What you are asked to do: Without the images, write out the whole listing exactly.

Data extract:
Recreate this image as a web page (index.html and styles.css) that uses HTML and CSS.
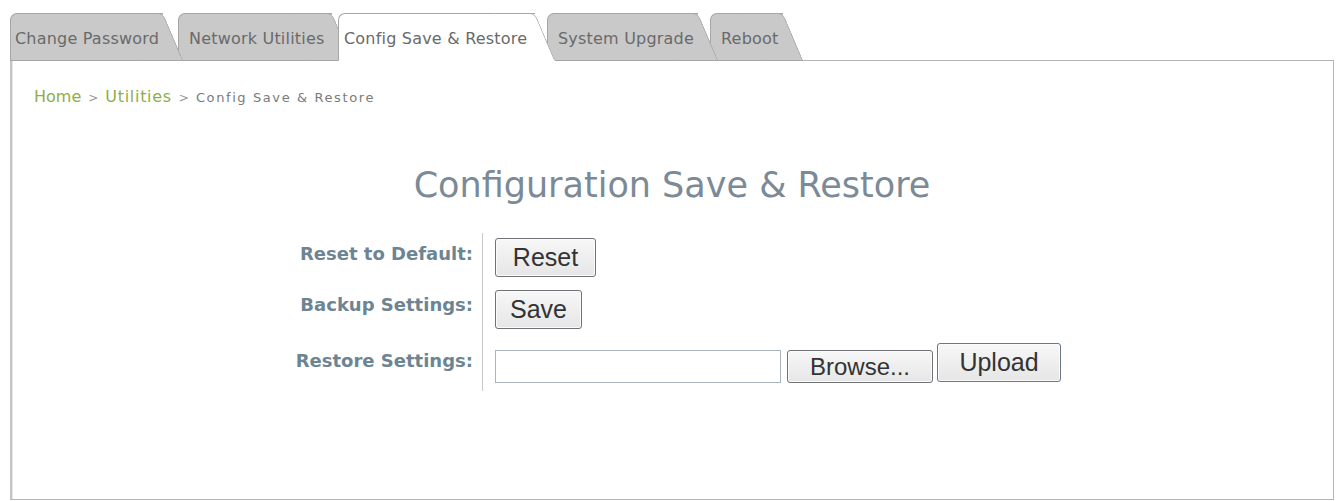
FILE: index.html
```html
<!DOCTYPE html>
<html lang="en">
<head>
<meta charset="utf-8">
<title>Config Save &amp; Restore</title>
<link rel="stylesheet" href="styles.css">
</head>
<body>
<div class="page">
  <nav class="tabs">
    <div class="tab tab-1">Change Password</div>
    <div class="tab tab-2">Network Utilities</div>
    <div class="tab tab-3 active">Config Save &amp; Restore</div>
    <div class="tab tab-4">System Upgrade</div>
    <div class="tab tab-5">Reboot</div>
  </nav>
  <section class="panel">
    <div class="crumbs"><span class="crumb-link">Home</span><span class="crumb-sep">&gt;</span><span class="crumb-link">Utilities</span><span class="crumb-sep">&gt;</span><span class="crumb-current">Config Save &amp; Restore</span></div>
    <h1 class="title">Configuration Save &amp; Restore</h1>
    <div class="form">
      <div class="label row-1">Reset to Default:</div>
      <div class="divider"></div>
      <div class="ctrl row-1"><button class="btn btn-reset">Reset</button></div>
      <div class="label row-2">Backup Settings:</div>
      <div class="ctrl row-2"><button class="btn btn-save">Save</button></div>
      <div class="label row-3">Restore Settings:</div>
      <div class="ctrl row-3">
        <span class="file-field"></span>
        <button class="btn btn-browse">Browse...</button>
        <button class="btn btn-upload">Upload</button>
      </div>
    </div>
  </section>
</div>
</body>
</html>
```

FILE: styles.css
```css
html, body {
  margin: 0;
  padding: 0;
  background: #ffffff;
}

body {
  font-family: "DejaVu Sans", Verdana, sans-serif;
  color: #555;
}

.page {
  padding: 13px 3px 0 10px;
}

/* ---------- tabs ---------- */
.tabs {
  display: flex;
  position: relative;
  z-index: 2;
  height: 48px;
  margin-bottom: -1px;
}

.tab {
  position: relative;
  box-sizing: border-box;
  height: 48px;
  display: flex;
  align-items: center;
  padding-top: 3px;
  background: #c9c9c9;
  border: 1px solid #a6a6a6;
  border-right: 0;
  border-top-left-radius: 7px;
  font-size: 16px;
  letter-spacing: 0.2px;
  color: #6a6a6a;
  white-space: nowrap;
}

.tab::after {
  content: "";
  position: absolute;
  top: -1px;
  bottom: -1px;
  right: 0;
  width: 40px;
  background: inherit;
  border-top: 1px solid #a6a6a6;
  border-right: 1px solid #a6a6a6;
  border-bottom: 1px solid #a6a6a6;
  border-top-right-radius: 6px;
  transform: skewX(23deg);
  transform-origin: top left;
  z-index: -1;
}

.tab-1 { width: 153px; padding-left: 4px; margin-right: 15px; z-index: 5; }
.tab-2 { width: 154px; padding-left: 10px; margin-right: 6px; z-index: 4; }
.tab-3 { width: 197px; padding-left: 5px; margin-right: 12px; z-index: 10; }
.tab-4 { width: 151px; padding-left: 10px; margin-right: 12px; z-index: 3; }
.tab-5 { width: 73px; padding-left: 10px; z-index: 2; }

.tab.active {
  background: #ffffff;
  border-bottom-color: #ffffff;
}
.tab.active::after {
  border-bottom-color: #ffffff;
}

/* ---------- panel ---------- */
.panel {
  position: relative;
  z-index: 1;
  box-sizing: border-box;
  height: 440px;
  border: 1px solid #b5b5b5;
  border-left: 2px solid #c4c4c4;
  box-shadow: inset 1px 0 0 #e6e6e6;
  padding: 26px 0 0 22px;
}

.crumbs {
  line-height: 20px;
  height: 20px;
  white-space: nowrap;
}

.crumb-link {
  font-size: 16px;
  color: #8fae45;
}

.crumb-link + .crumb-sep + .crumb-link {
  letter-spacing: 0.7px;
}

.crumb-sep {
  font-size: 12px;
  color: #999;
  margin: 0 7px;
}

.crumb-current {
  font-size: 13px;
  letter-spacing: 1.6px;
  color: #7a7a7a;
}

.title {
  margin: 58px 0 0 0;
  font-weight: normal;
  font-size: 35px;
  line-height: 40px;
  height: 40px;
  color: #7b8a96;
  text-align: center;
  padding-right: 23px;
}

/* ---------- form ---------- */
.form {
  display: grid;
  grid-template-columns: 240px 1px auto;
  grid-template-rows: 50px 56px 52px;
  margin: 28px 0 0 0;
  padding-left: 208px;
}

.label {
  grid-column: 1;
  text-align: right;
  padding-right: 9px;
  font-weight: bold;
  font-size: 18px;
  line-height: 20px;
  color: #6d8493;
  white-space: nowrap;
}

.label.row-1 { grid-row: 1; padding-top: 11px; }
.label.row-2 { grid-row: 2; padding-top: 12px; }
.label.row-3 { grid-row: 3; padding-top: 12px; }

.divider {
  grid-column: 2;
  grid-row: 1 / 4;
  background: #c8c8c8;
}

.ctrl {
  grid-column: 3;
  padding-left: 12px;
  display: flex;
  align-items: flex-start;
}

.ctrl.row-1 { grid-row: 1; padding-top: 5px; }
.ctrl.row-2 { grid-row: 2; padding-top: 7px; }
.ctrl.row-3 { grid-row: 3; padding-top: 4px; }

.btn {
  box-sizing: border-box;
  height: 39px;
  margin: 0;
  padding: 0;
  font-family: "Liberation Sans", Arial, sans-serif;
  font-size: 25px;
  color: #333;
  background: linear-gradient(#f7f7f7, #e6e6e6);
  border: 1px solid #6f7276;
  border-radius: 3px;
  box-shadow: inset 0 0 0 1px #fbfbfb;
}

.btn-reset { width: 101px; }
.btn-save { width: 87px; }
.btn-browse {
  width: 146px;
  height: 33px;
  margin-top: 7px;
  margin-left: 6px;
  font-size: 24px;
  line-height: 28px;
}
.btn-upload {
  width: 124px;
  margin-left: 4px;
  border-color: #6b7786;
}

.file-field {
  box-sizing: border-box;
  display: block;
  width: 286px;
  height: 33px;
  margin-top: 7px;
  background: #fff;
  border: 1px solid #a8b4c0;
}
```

Answer to the exercise:
Recreate this image as a web page (index.html and styles.css) that uses HTML and CSS.
FILE: index.html
```html
<!DOCTYPE html>
<html lang="en">
<head>
<meta charset="utf-8">
<title>Config Save &amp; Restore</title>
<link rel="stylesheet" href="styles.css">
</head>
<body>
<div class="page">
  <nav class="tabs">
    <div class="tab tab-1">Change Password</div>
    <div class="tab tab-2">Network Utilities</div>
    <div class="tab tab-3 active">Config Save &amp; Restore</div>
    <div class="tab tab-4">System Upgrade</div>
    <div class="tab tab-5">Reboot</div>
  </nav>
  <section class="panel">
    <div class="crumbs"><span class="crumb-link">Home</span><span class="crumb-sep">&gt;</span><span class="crumb-link">Utilities</span><span class="crumb-sep">&gt;</span><span class="crumb-current">Config Save &amp; Restore</span></div>
    <h1 class="title">Configuration Save &amp; Restore</h1>
    <div class="form">
      <div class="label row-1">Reset to Default:</div>
      <div class="divider"></div>
      <div class="ctrl row-1"><button class="btn btn-reset">Reset</button></div>
      <div class="label row-2">Backup Settings:</div>
      <div class="ctrl row-2"><button class="btn btn-save">Save</button></div>
      <div class="label row-3">Restore Settings:</div>
      <div class="ctrl row-3">
        <span class="file-field"></span>
        <button class="btn btn-browse">Browse...</button>
        <button class="btn btn-upload">Upload</button>
      </div>
    </div>
  </section>
</div>
</body>
</html>
```

FILE: styles.css
```css
html, body {
  margin: 0;
  padding: 0;
  background: #ffffff;
}

body {
  font-family: "DejaVu Sans", Verdana, sans-serif;
  color: #555;
}

.page {
  padding: 13px 3px 0 10px;
}

/* ---------- tabs ---------- */
.tabs {
  display: flex;
  position: relative;
  z-index: 2;
  height: 48px;
  margin-bottom: -1px;
}

.tab {
  position: relative;
  box-sizing: border-box;
  height: 48px;
  display: flex;
  align-items: center;
  padding-top: 3px;
  background: #c9c9c9;
  border: 1px solid #a6a6a6;
  border-right: 0;
  border-top-left-radius: 7px;
  font-size: 16px;
  letter-spacing: 0.2px;
  color: #6a6a6a;
  white-space: nowrap;
}

.tab::after {
  content: "";
  position: absolute;
  top: -1px;
  bottom: -1px;
  right: 0;
  width: 40px;
  background: inherit;
  border-top: 1px solid #a6a6a6;
  border-right: 1px solid #a6a6a6;
  border-bottom: 1px solid #a6a6a6;
  border-top-right-radius: 6px;
  transform: skewX(23deg);
  transform-origin: top left;
  z-index: -1;
}

.tab-1 { width: 153px; padding-left: 4px; margin-right: 15px; z-index: 5; }
.tab-2 { width: 154px; padding-left: 10px; margin-right: 6px; z-index: 4; }
.tab-3 { width: 197px; padding-left: 5px; margin-right: 12px; z-index: 10; }
.tab-4 { width: 151px; padding-left: 10px; margin-right: 12px; z-index: 3; }
.tab-5 { width: 73px; padding-left: 10px; z-index: 2; }

.tab.active {
  background: #ffffff;
  border-bottom-color: #ffffff;
}
.tab.active::after {
  border-bottom-color: #ffffff;
}

/* ---------- panel ---------- */
.panel {
  position: relative;
  z-index: 1;
  box-sizing: border-box;
  height: 440px;
  border: 1px solid #b5b5b5;
  border-left: 2px solid #c4c4c4;
  box-shadow: inset 1px 0 0 #e6e6e6;
  padding: 26px 0 0 22px;
}

.crumbs {
  line-height: 20px;
  height: 20px;
  white-space: nowrap;
}

.crumb-link {
  font-size: 16px;
  color: #8fae45;
}

.crumb-link + .crumb-sep + .crumb-link {
  letter-spacing: 0.7px;
}

.crumb-sep {
  font-size: 12px;
  color: #999;
  margin: 0 7px;
}

.crumb-current {
  font-size: 13px;
  letter-spacing: 1.6px;
  color: #7a7a7a;
}

.title {
  margin: 58px 0 0 0;
  font-weight: normal;
  font-size: 35px;
  line-height: 40px;
  height: 40px;
  color: #7b8a96;
  text-align: center;
  padding-right: 23px;
}

/* ---------- form ---------- */
.form {
  display: grid;
  grid-template-columns: 240px 1px auto;
  grid-template-rows: 50px 56px 52px;
  margin: 28px 0 0 0;
  padding-left: 208px;
}

.label {
  grid-column: 1;
  text-align: right;
  padding-right: 9px;
  font-weight: bold;
  font-size: 18px;
  line-height: 20px;
  color: #6d8493;
  white-space: nowrap;
}

.label.row-1 { grid-row: 1; padding-top: 11px; }
.label.row-2 { grid-row: 2; padding-top: 12px; }
.label.row-3 { grid-row: 3; padding-top: 12px; }

.divider {
  grid-column: 2;
  grid-row: 1 / 4;
  background: #c8c8c8;
}

.ctrl {
  grid-column: 3;
  padding-left: 12px;
  display: flex;
  align-items: flex-start;
}

.ctrl.row-1 { grid-row: 1; padding-top: 5px; }
.ctrl.row-2 { grid-row: 2; padding-top: 7px; }
.ctrl.row-3 { grid-row: 3; padding-top: 4px; }

.btn {
  box-sizing: border-box;
  height: 39px;
  margin: 0;
  padding: 0;
  font-family: "Liberation Sans", Arial, sans-serif;
  font-size: 25px;
  color: #333;
  background: linear-gradient(#f7f7f7, #e6e6e6);
  border: 1px solid #6f7276;
  border-radius: 3px;
  box-shadow: inset 0 0 0 1px #fbfbfb;
}

.btn-reset { width: 101px; }
.btn-save { width: 87px; }
.btn-browse {
  width: 146px;
  height: 33px;
  margin-top: 7px;
  margin-left: 6px;
  font-size: 24px;
  line-height: 28px;
}
.btn-upload {
  width: 124px;
  margin-left: 4px;
  border-color: #6b7786;
}

.file-field {
  box-sizing: border-box;
  display: block;
  width: 286px;
  height: 33px;
  margin-top: 7px;
  background: #fff;
  border: 1px solid #a8b4c0;
}
```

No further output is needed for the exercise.